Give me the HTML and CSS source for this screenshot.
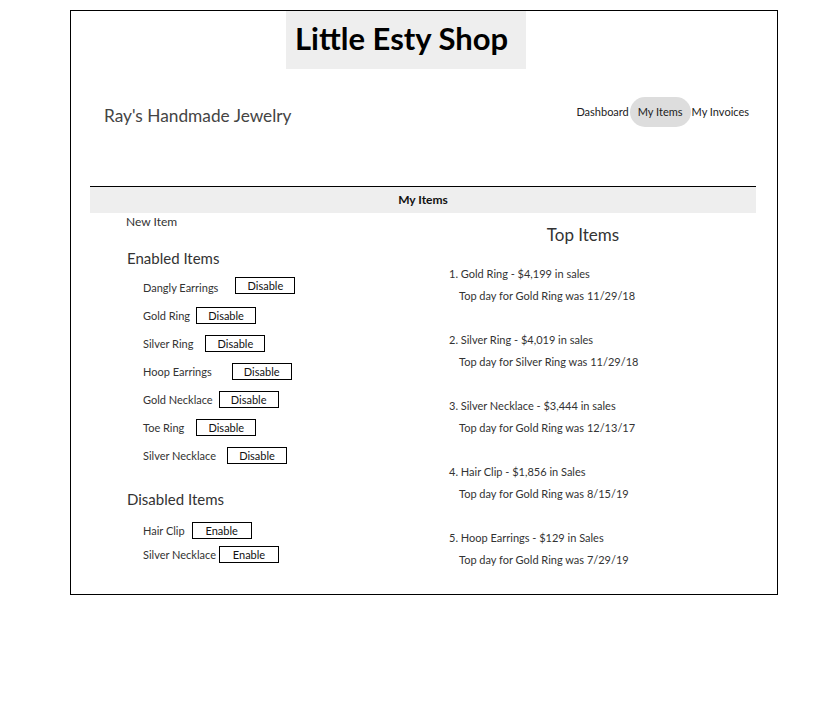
FILE: index.html
```html
<!DOCTYPE html>
<html>
<head>
<meta charset="utf-8">
<link rel="stylesheet" href="styles.css">
</head>
<body>
<div class="page">
  <div class="title-row">
    <h1 class="title">Little Esty Shop</h1>
  </div>
  <div class="merchant-row">
    <div class="merchant">Ray's Handmade Jewelry</div>
    <nav class="nav">
      <a class="nav-link">Dashboard</a>
      <a class="nav-link active">My Items</a>
      <a class="nav-link">My Invoices</a>
    </nav>
  </div>
  <div class="section-bar">My Items</div>
  <div class="content">
    <div class="left">
      <div class="new-item">New Item</div>
      <h2 class="group-title">Enabled Items</h2>
      <ul class="items">
        <li class="item"><span>Dangly Earrings</span><button class="btn g17 up">Disable</button></li>
        <li class="item"><span>Gold Ring</span><button class="btn g6">Disable</button></li>
        <li class="item"><span>Silver Ring</span><button class="btn g12">Disable</button></li>
        <li class="item"><span>Hoop Earrings</span><button class="btn g20">Disable</button></li>
        <li class="item"><span>Gold Necklace</span><button class="btn g6">Disable</button></li>
        <li class="item"><span>Toe Ring</span><button class="btn g12">Disable</button></li>
        <li class="item"><span>Silver Necklace</span><button class="btn g11">Disable</button></li>
      </ul>
      <h2 class="group-title disabled-title">Disabled Items</h2>
      <ul class="items tight">
        <li class="item"><span>Hair Clip</span><button class="btn g7">Enable</button></li>
        <li class="item"><span>Silver Necklace</span><button class="btn g3">Enable</button></li>
      </ul>
    </div>
    <div class="right">
      <h2 class="top-title">Top Items</h2>
      <ol class="top-list">
        <li class="top"><div>1. Gold Ring - $4,199 in sales</div><div class="sub">Top day for Gold Ring was 11/29/18</div></li>
        <li class="top"><div>2. Silver Ring - $4,019 in sales</div><div class="sub">Top day for Silver Ring was 11/29/18</div></li>
        <li class="top"><div>3. Silver Necklace - $3,444 in sales</div><div class="sub">Top day for Gold Ring was 12/13/17</div></li>
        <li class="top"><div>4. Hair Clip - $1,856 in Sales</div><div class="sub">Top day for Gold Ring was 8/15/19</div></li>
        <li class="top"><div>5. Hoop Earrings - $129 in Sales</div><div class="sub">Top day for Gold Ring was 7/29/19</div></li>
      </ol>
    </div>
  </div>
</div>
</body>
</html>
```
FILE: styles.css
```css
* { box-sizing: border-box; }
body {
  margin: 0;
  font-family: Lato, "Noto Sans", sans-serif;
  color: #333;
  background: #fff;
}
.page {
  margin: 10px 0 0 70px;
  width: 708px;
  height: 585px;
  border: 1px solid #000;
}
.title-row {
  display: flex;
  justify-content: flex-start;
  padding-left: 215px;
}
.title {
  margin: 0;
  width: 240px;
  height: 58px;
  background: #eee;
  color: #000;
  font-size: 31px;
  font-weight: 700;
  line-height: 54px;
  padding-left: 9px;
}
.merchant-row {
  display: flex;
  justify-content: space-between;
  align-items: flex-start;
  padding: 28px 27px 0 33px;
  height: 117px;
}
.merchant {
  font-size: 17.3px;
  margin-top: 8px;
  color: #444;
}
.nav {
  display: flex;
  align-items: center;
}
.nav-link {
  font-size: 11px;
  color: #222;
  height: 30px;
  line-height: 30px;
  padding: 0 1px;
}
.nav-link.active {
  background: #ddd;
  border-radius: 15px;
  padding: 0 8px;
}
.section-bar {
  margin: 0 21px 0 19px;
  border-top: 1px solid #000;
  background: #eee;
  height: 27px;
  line-height: 26px;
  text-align: center;
  font-size: 12px;
  font-weight: 700;
  color: #111;
}
.content {
  display: flex;
}
.left {
  width: 378px;
  padding-left: 55px;
}
.new-item {
  font-size: 12px;
  margin-top: 1px;
  line-height: 16px;
}
.group-title {
  margin: 19px 0 0 1px;
  font-size: 15px;
  font-weight: 400;
  line-height: 18px;
  color: #333;
}
.disabled-title { margin-top: 21px; }
.items {
  list-style: none;
  margin: 6px 0 0;
  padding: 0 0 0 17px;
}
.item {
  display: flex;
  align-items: center;
  height: 28px;
  font-size: 11px;
  color: #333;
}
.items.tight { margin-top: 10px; }
.items.tight .item { height: 24px; }
.btn {
  font-family: inherit;
  font-size: 11px;
  background: #fff;
  border: 1px solid #000;
  color: #111;
  width: 60px;
  height: 17px;
  padding: 0;
  line-height: 15px;
}
.g3 { margin-left: 3px; }
.g6 { margin-left: 6px; }
.g7 { margin-left: 7px; }
.g11 { margin-left: 11px; }
.g12 { margin-left: 12px; }
.g17 { margin-left: 17px; }
.g20 { margin-left: 20px; }
.up { margin-top: -4px; }
.right {
  flex: 1;
}
.top-title {
  margin: 11px 0 0;
  font-size: 17px;
  font-weight: 400;
  text-align: center;
  padding-right: 60px;
  color: #333;
}
.top-list {
  list-style: none;
  margin: 18px 0 0;
  padding: 0;
}
.top {
  font-size: 11px;
  height: 66px;
  line-height: 22px;
}
.sub { padding-left: 10px; }
```
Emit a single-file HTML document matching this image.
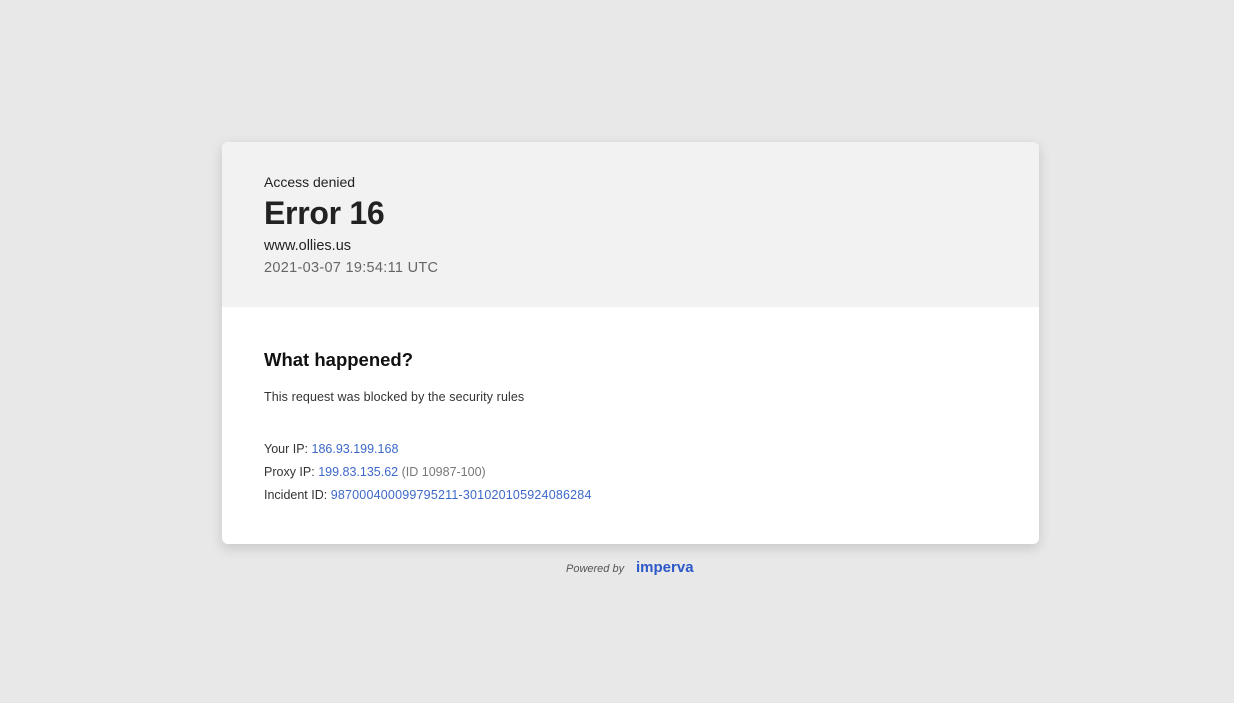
<!DOCTYPE html>
<html><head><style>
body{margin:0;background:#e8e8e8;font-family:"Liberation Sans",sans-serif;width:1234px;height:703px;position:relative;overflow:hidden}
.card{position:absolute;left:222px;top:142px;width:817px;height:402px;border-radius:6px;background:#fff;box-shadow:0 4px 12px rgba(0,0,0,.15);overflow:hidden}
.head{background:#f2f2f2;height:165px;position:relative}
.t{position:absolute;left:42px;white-space:nowrap}
a{color:#3d68c8;text-decoration:none}
</style></head><body>
<div class="card">
<div class="head">
<div class="t" style="top:32px;font-size:14px;color:#222">Access denied</div>
<div class="t" style="top:53px;font-size:32px;font-weight:bold;color:#222;letter-spacing:-0.3px">Error 16</div>
<div class="t" style="top:96px;font-size:14.5px;color:#222">www.ollies.us</div>
<div class="t" style="top:118px;font-size:14.5px;color:#666;letter-spacing:0.3px">2021-03-07 19:54:11 UTC</div>
</div>
<div class="t" style="top:207px;font-size:18.5px;font-weight:bold;color:#111">What happened?</div>
<div class="t" style="top:248px;font-size:12.5px;color:#333;letter-spacing:0.1px">This request was blocked by the security rules</div>
<div class="t" style="top:300px;font-size:12.5px;color:#333">Your IP: <a>186.93.199.168</a></div>
<div class="t" style="top:323px;font-size:12.5px;color:#333">Proxy IP: <a>199.83.135.62</a> <span style="color:#777">(ID 10987-100)</span></div>
<div class="t" style="top:346px;font-size:12.5px;color:#333">Incident ID: <a style="letter-spacing:0.2px">987000400099795211-301020105924086284</a></div>
</div>
<div style="position:absolute;left:566px;top:563px;font-size:11px;font-style:italic;color:#555">Powered by</div>
<div style="position:absolute;left:636px;top:559px;font-size:15px;font-weight:bold;color:#2c58c8">imperva</div>
</body></html>
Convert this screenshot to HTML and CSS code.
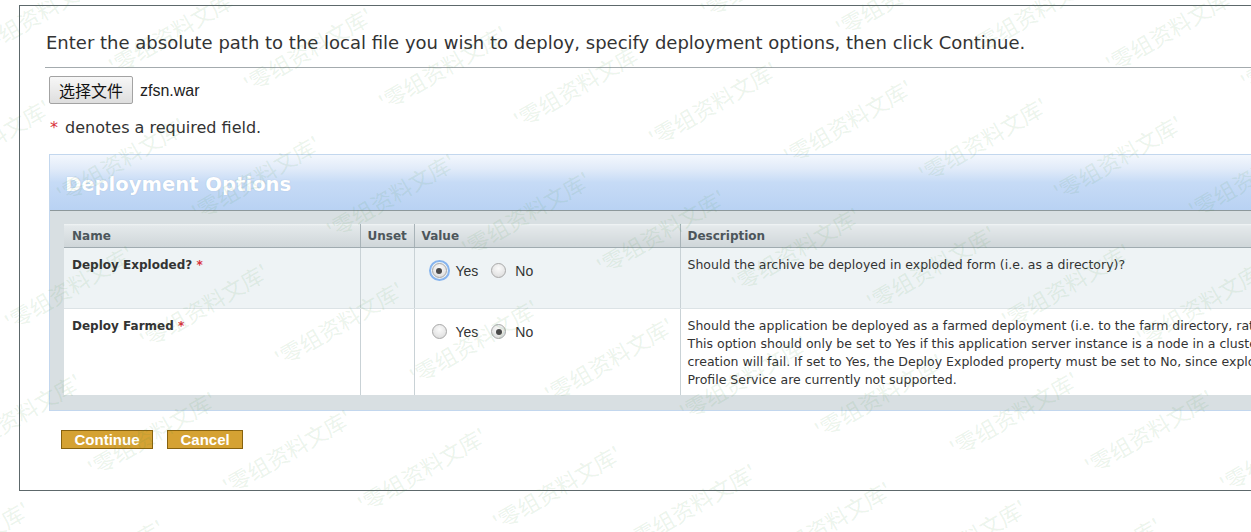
FILE: index.html
```html
<!DOCTYPE html>
<html lang="en">
<head>
<meta charset="utf-8">
<title>Deploy</title>
<link rel="stylesheet" href="styles.css">
</head>
<body>
<div class="page">
  <div class="box">
    <p class="intro">Enter the absolute path to the local file you wish to deploy, specify deployment options, then click Continue.</p>
    <div class="rule"></div>
    <div class="file-row">
      <button class="file-btn" type="button">选择文件</button>
      <span class="file-name">zfsn.war</span>
    </div>
    <p class="req"><span class="star">*</span> denotes a required field.</p>

    <div class="panel">
      <div class="panel-head"><h2 class="panel-title">Deployment Options</h2></div>
      <div class="panel-body">
        <table class="props">
          <colgroup>
            <col class="c-name"><col class="c-unset"><col class="c-value"><col class="c-desc">
          </colgroup>
          <thead>
            <tr><th>Name</th><th>Unset</th><th>Value</th><th>Description</th></tr>
          </thead>
          <tbody>
            <tr class="row-odd">
              <td class="name">Deploy Exploded? <span class="star">*</span></td>
              <td></td>
              <td class="value">
                <div class="radios">
                  <label class="opt"><input type="radio" name="exploded" class="radio focus" checked><span>Yes</span></label>
                  <label class="opt"><input type="radio" name="exploded" class="radio"><span>No</span></label>
                </div>
              </td>
              <td class="desc">Should the archive be deployed in exploded form (i.e. as a directory)?</td>
            </tr>
            <tr class="row-even">
              <td class="name">Deploy Farmed <span class="star">*</span></td>
              <td></td>
              <td class="value">
                <div class="radios">
                  <label class="opt"><input type="radio" name="farmed" class="radio"><span>Yes</span></label>
                  <label class="opt"><input type="radio" name="farmed" class="radio" checked><span>No</span></label>
                </div>
              </td>
              <td class="desc">Should the application be deployed as a farmed deployment (i.e. to the farm directory, rather than the deploy directory)?<br>This option should only be set to Yes if this application server instance is a node in a cluster; otherwise, the deployment<br>creation will fail. If set to Yes, the Deploy Exploded property must be set to No, since exploded farmed deployments via the<br>Profile Service are currently not supported.</td>
            </tr>
          </tbody>
        </table>
      </div>
    </div>

    <div class="actions">
      <button class="btn" type="button">Continue</button>
      <button class="btn" type="button">Cancel</button>
    </div>
  </div>
  <div class="watermark" aria-hidden="true"><div class="wm-grid"></div></div>
</div>
<script src="script.js"></script>
</body>
</html>
```

FILE: styles.css
```css
html, body {
  margin: 0;
  padding: 0;
  background: #ffffff;
}
body {
  width: 1251px;
  height: 532px;
  overflow: hidden;
  font-family: "DejaVu Sans", Verdana, sans-serif;
  color: #333333;
}
.page {
  position: relative;
  width: 1251px;
  height: 532px;
  overflow: hidden;
  padding: 5px 0 0 19px;
  box-sizing: border-box;
}
.box {
  width: 1400px;
  height: 486px;
  box-sizing: border-box;
  border: 1px solid #5d686b;
  padding: 0 0 0 26px;
}
.intro {
  margin: 26px 0 0 0;
  font-size: 18px;
  line-height: 22px;
  color: #333333;
  white-space: nowrap;
}
.rule {
  margin: 13px 0 0 -1px;
  height: 1px;
  background: #a4abae;
}
.file-row {
  display: flex;
  align-items: center;
  margin: 8px 0 0 3px;
  height: 28px;
}
.file-btn {
  height: 28px;
  padding: 0 9px;
  margin: 0;
  border: 1px solid #a3a3a3;
  border-radius: 2px;
  background: linear-gradient(#f7f7f7, #dedede);
  font-family: "Noto Sans CJK SC", sans-serif;
  font-size: 16px;
  color: #111;
}
.file-name {
  margin: 2px 0 0 7px;
  font-family: "Liberation Sans", Arial, sans-serif;
  font-size: 16px;
  color: #222;
}
.req {
  margin: 14px 0 0 4px;
  font-size: 16px;
  line-height: 20px;
  color: #333;
}
.req .star {
  margin-right: 2px;
}
.star {
  color: #d9323c;
}
.panel {
  margin: 16px 0 0 3px;
  border: 1px solid #c3d7ee;
}
.panel-head {
  height: 56px;
  box-sizing: border-box;
  border-bottom: 1px solid #8d989b;
  background: linear-gradient(to bottom, #f3f7fd 0%, #e1ebf9 25%, #c6dbf6 50%, #b9d2f3 100%);
  display: flex;
  align-items: center;
  padding: 4px 0 0 15px;
}
.panel-title {
  margin: 0;
  font-size: 19.6px;
  font-weight: bold;
  color: #ffffff;
  text-shadow: 0 0 1px rgba(90, 120, 150, 0.35);
}
.panel-body {
  background: #d8dfe2;
  padding: 13px 0 15px 14px;
}
.props {
  border-collapse: collapse;
  table-layout: fixed;
  width: 1320px;
  font-size: 12px;
}
.c-name { width: 296px; }
.c-unset { width: 54px; }
.c-value { width: 266px; }
.props th {
  height: 23px;
  padding: 1px 7px 0;
  text-align: left;
  font-weight: bold;
  font-size: 12px;
  color: #4d565b;
  background: linear-gradient(to bottom, #f1f4f5 0px, #e4e9eb 2px, #cfd6d9 100%);
  border-bottom: 1px solid #a0abb0;
  border-left: 1px solid #a8b3b8;
  box-sizing: border-box;
}
.props th:first-child {
  border-left: none;
  padding-left: 8px;
}
.props td {
  vertical-align: top;
  padding: 8px 7px 6px;
  border-left: 1px solid #c9d2d6;
  line-height: 18px;
}
.props td:first-child {
  border-left: none;
  padding-left: 8px;
}
.row-odd td {
  background: #eef3f5;
  height: 61px;
  box-sizing: border-box;
  border-bottom: 1px solid #dce3e6;
}
.row-even td {
  background: #ffffff;
}
.name {
  font-weight: bold;
  color: #333;
}
.desc {
  white-space: nowrap;
  overflow: hidden;
  color: #333;
  font-size: 12.5px;
}
.props td.value {
  padding: 13px 0 0 17px;
}
.radios {
  display: flex;
  align-items: center;
  gap: 13px;
  height: 18px;
}
.opt {
  display: flex;
  align-items: center;
  gap: 9px;
  font-family: "Liberation Sans", Arial, sans-serif;
  font-size: 14px;
  color: #333;
  padding-top: 2px;
}
.radio {
  appearance: none;
  -webkit-appearance: none;
  margin: 0;
  width: 15px;
  height: 15px;
  border-radius: 50%;
  border: 1px solid #a9a9a9;
  background: radial-gradient(circle at 50% 35%, #fbfbfb 0%, #e6e6e6 60%, #d4d4d4 100%);
  position: relative;
  box-sizing: border-box;
}
.radio:checked::after {
  content: "";
  position: absolute;
  left: 3.5px;
  top: 3.5px;
  width: 6px;
  height: 6px;
  border-radius: 50%;
  background: #4a4a4a;
}
.radio.focus {
  outline: 2px solid #86b4ee;
  outline-offset: 1px;
  border-radius: 50%;
}
.actions {
  display: flex;
  gap: 14px;
  margin: 19px 0 0 15px;
}
.btn {
  height: 19px;
  margin: 0;
  padding: 0 12.5px;
  border: 1px solid #87620f;
  background: #d5a233;
  color: #ffffff;
  font-family: "Liberation Sans", Arial, sans-serif;
  font-weight: bold;
  font-size: 15px;
  line-height: 17px;
}
.watermark {
  position: absolute;
  left: 0;
  top: 0;
  width: 1251px;
  height: 532px;
  overflow: hidden;
  pointer-events: none;
}
.wm-grid {
  position: absolute;
  left: 0;
  top: 0;
  display: grid;
  grid-template-columns: repeat(15, 135px);
  grid-auto-rows: 128px;
  transform-origin: 0 0;
  transform: matrix(1, 0.1333, -0.40625, 1, -139, -371);
}
.wm-text {
  display: block;
  white-space: nowrap;
  line-height: 0;
  transform-origin: 0 0;
  transform: matrix(0.6288, -0.5839, 0.8080, 0.7582, 0, 0);
  font-family: "Noto Sans CJK SC", sans-serif;
  font-size: 22px;
  color: rgba(70, 150, 70, 0.11);
}
```

FILE: script.js
```js
(function () {
  var grid = document.querySelector('.wm-grid');
  for (var i = 0; i < 15 * 10; i++) {
    var cell = document.createElement('div');
    cell.className = 'wm-cell';
    var t = document.createElement('span');
    t.className = 'wm-text';
    t.textContent = "'零组资料文库'";
    cell.appendChild(t);
    grid.appendChild(cell);
  }
})();
```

────────────────

§ YOUR INSTRUCTIONS
What number of lines in the records contain the word "screenshot"? Answer with that number alone.

§ ANSWER BELOW
2